Tous les films-essais ne sont pas nécessairement des films préparatoires qui trouvent une résolution dans un autre film. Certains se tiennent là, au présent, comme toutes ces peintures de l’Annonciation qui présentent le mystère, mais aussi comme toutes ces déclarations d’amour qui valent pour elles-mêmes et pour toujours. 

Dans la grande diversité des films-essais, il y a aussi ceux qui sont un moyen pour le cinéaste de penser le cinéma et qui sont l’occasion pour lui de s’interroger sur sa pratique. À la différence des films-essais qui annoncent en amont, ces films-là sont souvent des après-coups, c’est-à-dire qu’ils sont une pensée qui vient après les découvertes que révèle la fabrication de film. Ces films-essais sont finalement à entendre comme des fictions rationnelles du cinéaste, des histoires qu’il se raconte pour tenter de comprendre ce qu’il a fait en produisant un film et par là, se donner du courage pour continuer. 

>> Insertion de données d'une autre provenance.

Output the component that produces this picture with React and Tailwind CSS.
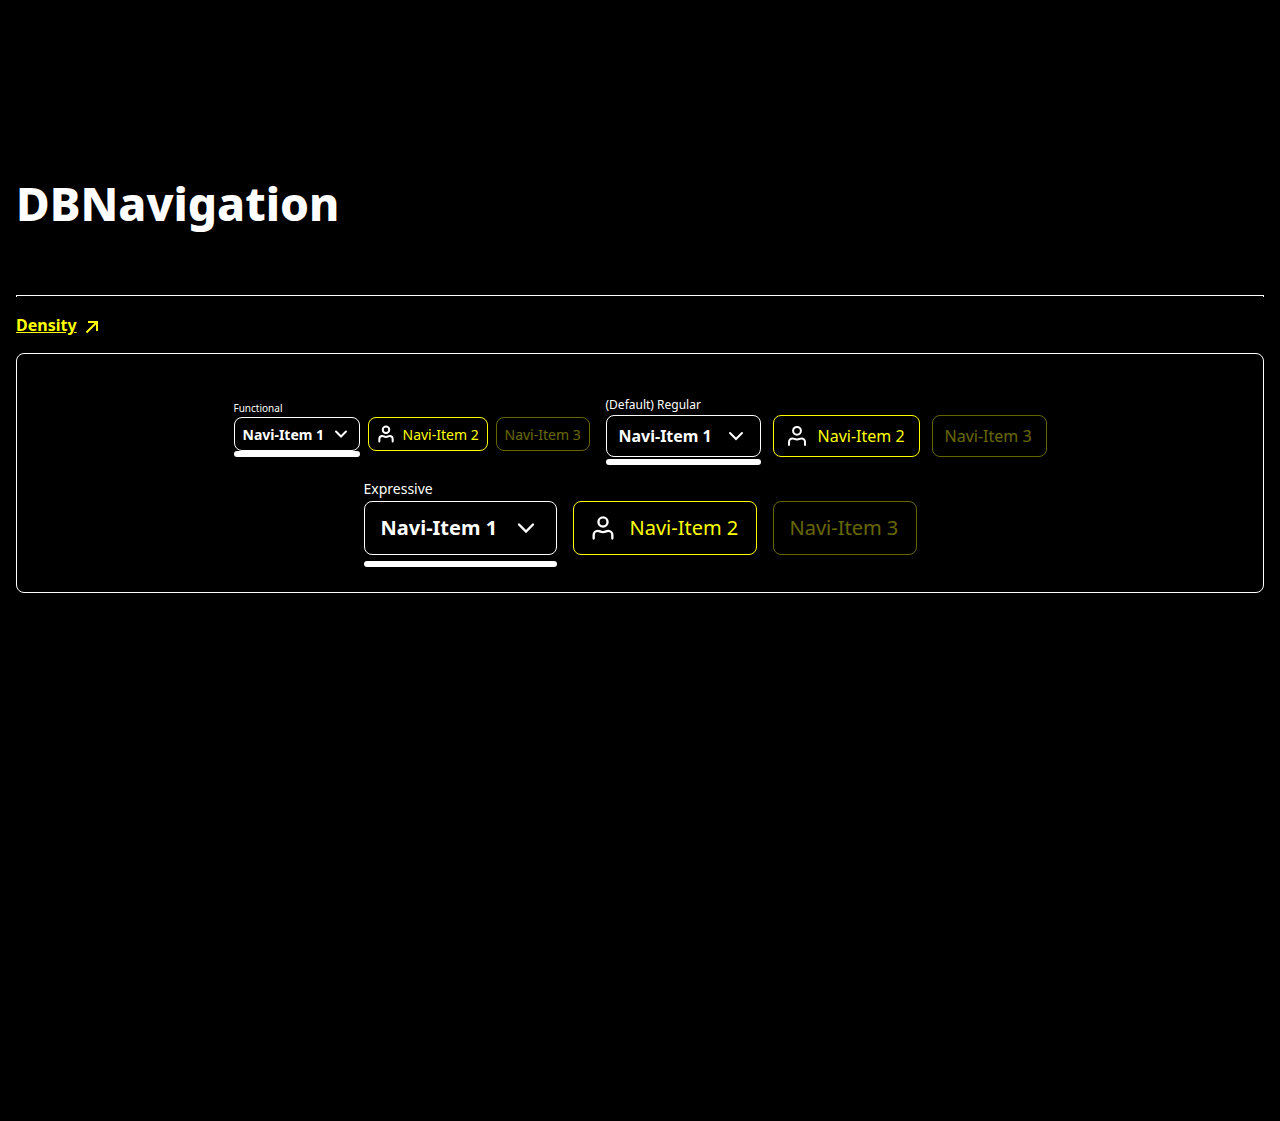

Le film-essai peut donc prendre la forme d’un film réflexif, il cherche à comprendre la place que tiennent le cinéaste, les films, leurs spectateurs, dans un ensemble plus vaste qui est leur moment historique.  

Il y a aussi le film-essai qui interroge le monde et l’actualité, des films d’intervention pourrait-on dire. Ces films là tentent avec leurs moyens propres de se tenir à hauteur du présent, de confronter leurs exigences artistiques à celles de la politique par exemple, mais aussi à celles de l’amour, à celles des sciences, ou encore aux exigences que détiennent d’autres pratiques artistiques.

Il y a encore le film-essai qui est le lieu d’une introspection et qui poursuit par là, la grande tradition picturale et littéraire de l’autoportrait ou de l’autobiographie.  

En somme la désignation de film-essai est suffisamment ample pour accueillir toute une série de films qui se tiennent en dehors des grandes formes repérées par l’industrie culturelle et commerciale du cinéma. Faire des films-essais pour que d’une part, l’on prenne mesure des ressources qu’ils détiennent, et que de l’autre l’on découvre les puissances de renouvellement qu’ils proposent pour le cinéma.